At first glance Ginger Snaps ultimately seems more rebellious in its words than in its plot. The combination of a consciously feminist script, and the more conventional portrayal of female sexuality as monstrous, as criticised by Barbara Creed, does not offer any solutions or even alternative role models for that which it verbally criticises. I see it as being through the fairy tale angle that its more subtle and hidden rebellion is found. Its use of “Little Red Riding Hood” and its connection to the period is ingenious, and cleverly lays open the hidden messages in the use of the colour red.
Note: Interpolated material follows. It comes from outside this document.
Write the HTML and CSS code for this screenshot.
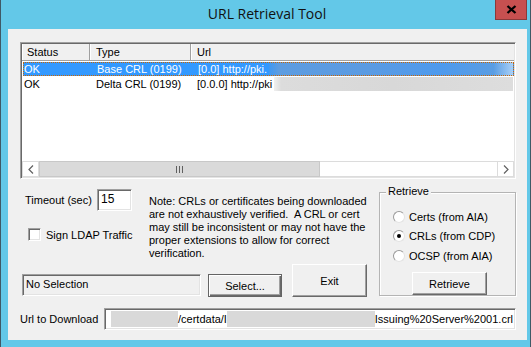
FILE: index.html
```html
<!DOCTYPE html>
<html>
<head>
    <meta http-equiv="Content-Type" content="text/html; charset=utf-8" />
    <title>URL Retrieval Tool</title>
    <link rel="stylesheet" href="styles.css">
</head>
<body>
<div class="window">
    <div class="titlebar">
        <div class="title">URL Retrieval Tool</div>
        <div class="close">
            <svg width="11" height="9" viewBox="0 0 11 9"><path d="M1.5 1 L9.5 8 M9.5 1 L1.5 8" stroke="#000" stroke-width="2.3" fill="none"/></svg>
        </div>
    </div>

    <div class="client">
        <div class="listview">
            <div class="lv-header">
                <div class="hcol c-status">Status</div>
                <div class="hcol c-type">Type</div>
                <div class="hcol c-url">Url</div>
            </div>
            <div class="lv-body">
                <div class="row selected">
                    <div class="cell c-status">OK</div>
                    <div class="cell c-type">Base CRL (0199)</div>
                    <div class="cell c-url"><span>[0.0] http://pki.</span><span class="blur blur-blue"></span></div>
                </div>
                <div class="row">
                    <div class="cell c-status">OK</div>
                    <div class="cell c-type">Delta CRL (0199)</div>
                    <div class="cell c-url"><span>[0.0.0] http://pki</span><span class="blur blur-gray"></span></div>
                </div>
            </div>
            <div class="hscroll">
                <div class="sb-btn">
                    <svg width="6" height="9" viewBox="0 0 6 9"><path d="M5 0.5 L1 4.5 L5 8.5" stroke="#606060" stroke-width="1.2" fill="none"/></svg>
                </div>
                <div class="sb-thumb">
                    <svg width="7" height="7" viewBox="0 0 7 7"><path d="M0.5 0 V7 M3.5 0 V7 M6.5 0 V7" stroke="#606060" stroke-width="1"/></svg>
                </div>
                <div class="sb-track"></div>
                <div class="sb-btn">
                    <svg width="6" height="9" viewBox="0 0 6 9"><path d="M1 0.5 L5 4.5 L1 8.5" stroke="#606060" stroke-width="1.2" fill="none"/></svg>
                </div>
            </div>
        </div>

        <div class="lower">
            <div class="left">
                <div class="opts">
                    <div class="settings">
                        <div class="timeout">
                            <span class="timeout-label">Timeout (sec)</span>
                            <div class="textbox tb-timeout">15</div>
                        </div>
                        <div class="check">
                            <span class="checkbox"></span>
                            <span class="check-label">Sign LDAP Traffic</span>
                        </div>
                    </div>
                    <div class="note">
                        Note: CRLs or certificates being downloaded<br>
                        are not exhaustively verified.&nbsp; A CRL or cert<br>
                        may still be inconsistent or may not have the<br>
                        proper extensions to allow for correct<br>
                        verification.
                    </div>
                </div>
                <div class="actions">
                    <div class="textbox status-box">No Selection</div>
                    <div class="button default btn-select">Select...</div>
                    <div class="button btn-exit">Exit</div>
                </div>
            </div>

            <div class="group">
                <span class="legend">Retrieve</span>
                <div class="radio-row"><span class="radio"></span><span class="radio-label">Certs (from AIA)</span></div>
                <div class="radio-row"><span class="radio checked"></span><span class="radio-label">CRLs (from CDP)</span></div>
                <div class="radio-row"><span class="radio"></span><span class="radio-label">OCSP (from AIA)</span></div>
                <div class="button btn-retrieve">Retrieve</div>
            </div>
        </div>

        <div class="urlrow">
            <span class="url-label">Url to Download</span>
            <div class="textbox url-box">
                <span class="ublur ublur-1"></span>
                <span class="utext">/certdata/I</span>
                <span class="ublur ublur-2"></span>
                <span class="utext">Issuing%20Server%2001.crl</span>
            </div>
        </div>
    </div>
</div>
</body>
</html>
```

FILE: styles.css
```css
* {
    box-sizing: border-box;
}

html,
body {
    margin: 0;
    padding: 0;
    overflow: hidden;
}

body {
    width: 531px;
    height: 347px;
    font-family: "Liberation Sans", Arial, sans-serif;
    font-size: 11px;
    color: #000;
}

.window {
    width: 531px;
    height: 347px;
    background: #63c8e8;
    border-left: 1px solid #3f5966;
    border-right: 1px solid #3f5966;
    display: flex;
    flex-direction: column;
}

/* title bar */

.titlebar {
    height: 29px;
    flex-shrink: 0;
    display: flex;
}

.title {
    flex: 1;
    padding-left: 38px;
    text-align: center;
    font-family: "Open Sans", sans-serif;
    font-size: 14px;
    line-height: 28px;
    color: #111;
}

.close {
    width: 32px;
    height: 20px;
    margin-right: 3px;
    background: #c75050;
    border: 1px solid #8a3a3a;
    border-top: none;
    display: flex;
    align-items: center;
    justify-content: center;
}

/* dialog body */

.client {
    height: 311px;
    margin: 0 3px 0 7px;
    background: #f0f0f0;
    padding: 13px 11px 0 12px;
}

.listview {
    height: 137px;
    padding: 1px;
    background: #fff;
    border: 1px solid;
    border-color: #a0a0a0 #fff #fff #a0a0a0;
    box-shadow: inset 1px 1px #696969, inset -1px -1px #e3e3e3;
    display: flex;
    flex-direction: column;
}

.lv-header {
    height: 17px;
    display: flex;
    background: #f0f0f0;
    border-bottom: 1px solid #a0a0a0;
    flex-shrink: 0;
}

.hcol {
    line-height: 16px;
    border-right: 1px solid #a0a0a0;
    box-shadow: inset 1px 0 #fff;
    padding-left: 6px;
}

.hcol.c-status {
    padding-left: 5px;
}

.c-status {
    width: 68px;
    flex-shrink: 0;
}

.c-type {
    width: 101px;
    flex-shrink: 0;
}

.c-url {
    flex: 1;
    min-width: 0;
}

.hcol.c-url {
    border-right: none;
}

.lv-body {
    flex: 1;
    padding-top: 1px;
}

.row {
    height: 14px;
    display: flex;
    line-height: 14px;
    margin-bottom: 1px;
    white-space: nowrap;
}

.row.selected {
    background: #3399ff;
    color: #fff;
    outline: 1px dotted #cc6600;
    outline-offset: -1px;
    margin-left: 1px;
}

.cell {
    padding-left: 6px;
}

.cell.c-status {
    padding-left: 2px;
}

.row.selected .cell.c-status {
    padding-left: 1px;
}

.cell.c-url {
    display: flex;
    padding-right: 1px;
}

.blur {
    flex: 1;
    margin-left: 2px;
}

.blur-blue {
    background: linear-gradient(90deg, #3f98f2 0%, #5d9ce0 4%, #5b9be2 40%, #4e9aed 70%, #5a9de3 92%, #a9d0f7 100%);
}

.blur-gray {
    background: linear-gradient(90deg, #f0f0f0 0%, #dcdcdc 3%, #d8d8d8 50%, #dddddd 100%);
}

.hscroll {
    height: 16px;
    display: flex;
    flex-shrink: 0;
    background: #fff;
}

.sb-btn {
    width: 17px;
    border: 1px solid #dcdcdc;
    display: flex;
    align-items: center;
    justify-content: center;
    background: #fff;
}

.sb-thumb {
    width: 281px;
    background: #dadada;
    border: 1px solid #c8c8c8;
    display: flex;
    align-items: center;
    justify-content: center;
}

.sb-track {
    flex: 1;
    background: #fff;
    border-top: 1px solid #dcdcdc;
    border-bottom: 1px solid #dcdcdc;
}

/* lower part */

.lower {
    display: flex;
    margin-top: 10px;
    height: 108px;
}

.left {
    width: 359px;
    display: flex;
    flex-direction: column;
}

.opts {
    height: 75px;
    display: flex;
}

.settings {
    width: 129px;
    padding-left: 5px;
}

.timeout {
    height: 22px;
    display: flex;
    align-items: center;
}

.timeout-label {
    width: 72px;
}

.textbox {
    height: 22px;
    background: #fff;
    border: 1px solid;
    border-color: #a0a0a0 #fff #fff #a0a0a0;
    box-shadow: inset 1px 1px #696969, inset -1px -1px #e3e3e3;
    line-height: 18px;
    padding-left: 3px;
    white-space: nowrap;
    overflow: hidden;
}

.tb-timeout {
    width: 35px;
    font-size: 12px;
}

.check {
    display: flex;
    align-items: center;
    margin-top: 17px;
    padding-left: 3px;
    height: 13px;
}

.checkbox {
    width: 13px;
    height: 13px;
    background: #fff;
    border: 1px solid;
    border-color: #a0a0a0 #fff #fff #a0a0a0;
    box-shadow: inset 1px 1px #696969, inset -1px -1px #e3e3e3;
}

.check-label {
    margin-left: 5px;
}

.note {
    padding-top: 6px;
    line-height: 13px;
    white-space: nowrap;
}

.actions {
    height: 33px;
    display: flex;
    align-items: flex-end;
}

.status-box {
    width: 179px;
    margin-left: 2px;
    margin-bottom: 1px;
    background: #f0f0f0;
}

.button {
    background: #f0f0f0;
    border: 1px solid;
    border-color: #fff #696969 #696969 #fff;
    box-shadow: inset -1px -1px #a0a0a0;
    display: flex;
    align-items: center;
    justify-content: center;
}

.button.default {
    border: 1px solid #646464;
    box-shadow: inset 1px 1px #fff, inset -1px -1px #696969, inset -2px -2px #a0a0a0;
}

.btn-select {
    width: 74px;
    height: 23px;
    margin-left: 7px;
}

.btn-exit {
    width: 75px;
    height: 33px;
    margin-left: 10px;
}

/* retrieve group */

.group {
    width: 137px;
    height: 104px;
    margin-top: 3px;
    border: 1px solid #b4b4b4;
    box-shadow: inset 1px 1px #fff, 1px 1px #fff;
}

.legend {
    display: inline-block;
    margin: -8px 0 0 6px;
    padding: 0 2px;
    line-height: 13px;
    background: #f0f0f0;
    vertical-align: top;
}

.radio-row {
    height: 19.5px;
    display: flex;
    align-items: center;
    padding-left: 13px;
}

.radio-row:first-of-type {
    margin-top: 2px;
}

.radio {
    width: 12px;
    height: 12px;
    border-radius: 50%;
    background: #fff;
    border: 1px solid #9a9a9a;
    border-right-color: #e3e3e3;
    border-bottom-color: #e3e3e3;
    display: flex;
    align-items: center;
    justify-content: center;
}

.radio.checked::after {
    content: "";
    width: 4px;
    height: 4px;
    border-radius: 50%;
    background: #000;
}

.radio-label {
    margin-left: 4px;
}

.btn-retrieve {
    width: 75px;
    height: 23px;
    margin: 6.5px 0 0 32px;
}

/* url row */

.urlrow {
    display: flex;
    align-items: center;
    margin-top: 11px;
}

.url-label {
    width: 84px;
}

.url-box {
    width: 412px;
    display: flex;
    padding: 2px 2px 2px 6px;
    line-height: 16px;
}

.ublur {
    height: 16px;
    background: #d9d9d9;
}

.ublur-1 {
    width: 67px;
}

.ublur-2 {
    flex: 1;
}

.utext {
    flex-shrink: 0;
}
```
Ginger becomes a fertile and sexual woman the moment she wears her version of the red cloak: her period blood. Her sudden sexual appetite is then directly connected to the basic physical changes of a girl entering puberty, and the film does not stint on addressing exactly what happens during the woman's monthly cycle. This connection of the fairy tale of “Little Red Riding Hood” to the physiological changes rather than cultural changes surrounding girl- and womanhood, then manages similarly to focus on the fear of biological change, rather than a fear for which culture has found symbolic substitutes – such as sin and guilt. The use of the hunter is also interesting as Brigitte mourns the death of the wolf far more than the death of him, her potential lover and protector. In fact, the male character in the film is a side-note compared to the centrality of Ginger and Brigitte’s relationship. Brigitte’s love for and battle with the wolf, becomes the story of a woman's navigation between what comes natural and of what is expected of her, very much like when Gilbert and Gubar saw a hidden feminist rebellion in Snow White's mad double: the evil queen. Brigitte and her mad double, Ginger, love each other, but the conservative world they live in demands that only Brigitte is allowed to survive. The film’s ending is therefore tragic from a feminist perspective. Ginger Snaps surprises, both by being able to conform to the expectations of the horror genre’s monstrous feminine, while exhibiting a more hidden feminist rebellion. This retelling of the fairy tale thus manages to continue the old tradition of superficially conforming, but secretly objecting to the society into which it is told.